Either way, an arsenal of preventative measures such as those illustrated is definitely called for in order to ensure a happy mozzy free stay in Turkey.
When I first started visiting Turkey, my friend, Mustafa, used to shout at me for not checking or tapping on boulders or rocks with a stick to scare off any scorpions prior to sitting down. It is a habit I have adopted. He also told me that you do not tend to find scorpions in locations close to the sea as they do not like a salty atmosphere. I live only a few hundred metres from the sea and had never encountered any scorpions until I discovered this very dead one downstairs in one of the bedrooms.

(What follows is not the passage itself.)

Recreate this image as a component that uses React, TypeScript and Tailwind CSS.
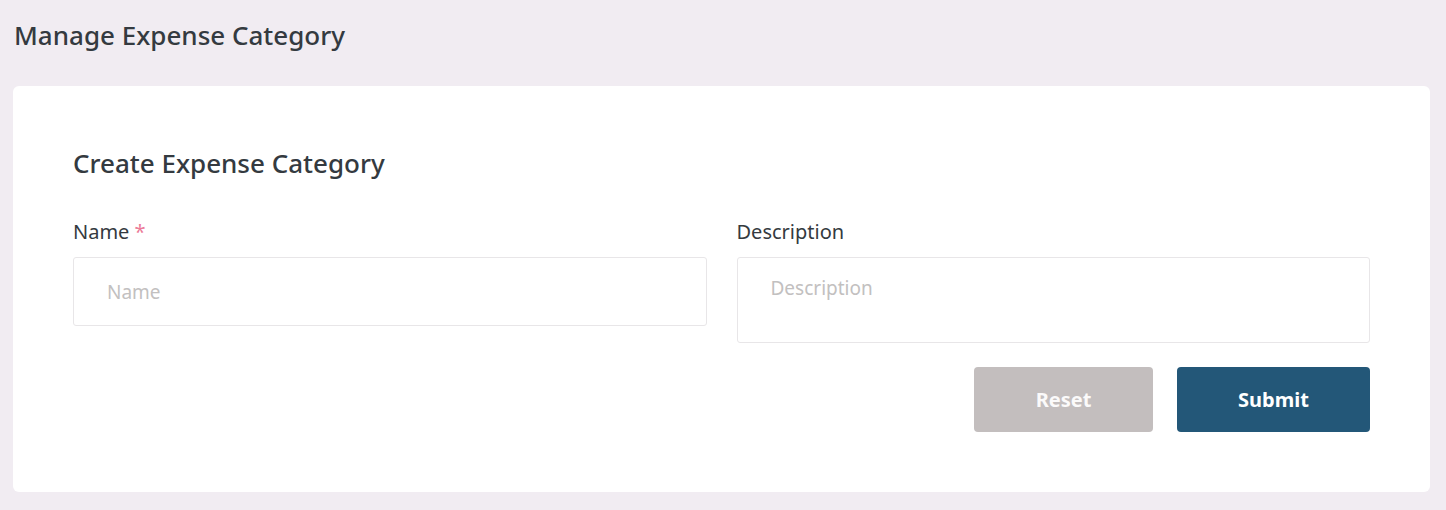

It is the only one I have seen in nearly three decades of visiting here and it remains a mystery to me as to how it got there. I can only think it was deliberately deposited there by a 'friend' who was trying to encourage me to vacuum more often!
However, scorpion stings can be nasty and some experience an allergic reaction to them, as happened to my resident scorpion expert Mustafa a few years back, and he ended up spending the night in hospital on a drip. If you’re stung, go to the hospital or doctor to get checked out.
I've included street dogs here only because there might be a perception that they are dangerous. However, they are generally only in need of a pat and a bit of affection. Their plight has improved greatly on the Bodrum peninsula over the past decade, and it has been a long time since I've had to leave a restaurant after seeing a waiter kicking a dog.
These days there are various societies feeding and caring for the dogs, and many restaurants and bars look after them. Yes, they can be a pest when you're sitting at a table trying to enjoy a drink or a meal but I never complain as I suspect this can provide a trigger for a spate of dog poisoning. This is an all too often regular occurrence out here, particularly before the tourist season starts, proving that the most dangerous animal in Turkey is the same two-legged variety found in all parts of the world.
Despite all these close encounters with all these supposed dangerous animals in Turkey, I have managed to survive relatively unscathed for years. Now, where is that mosquito racket?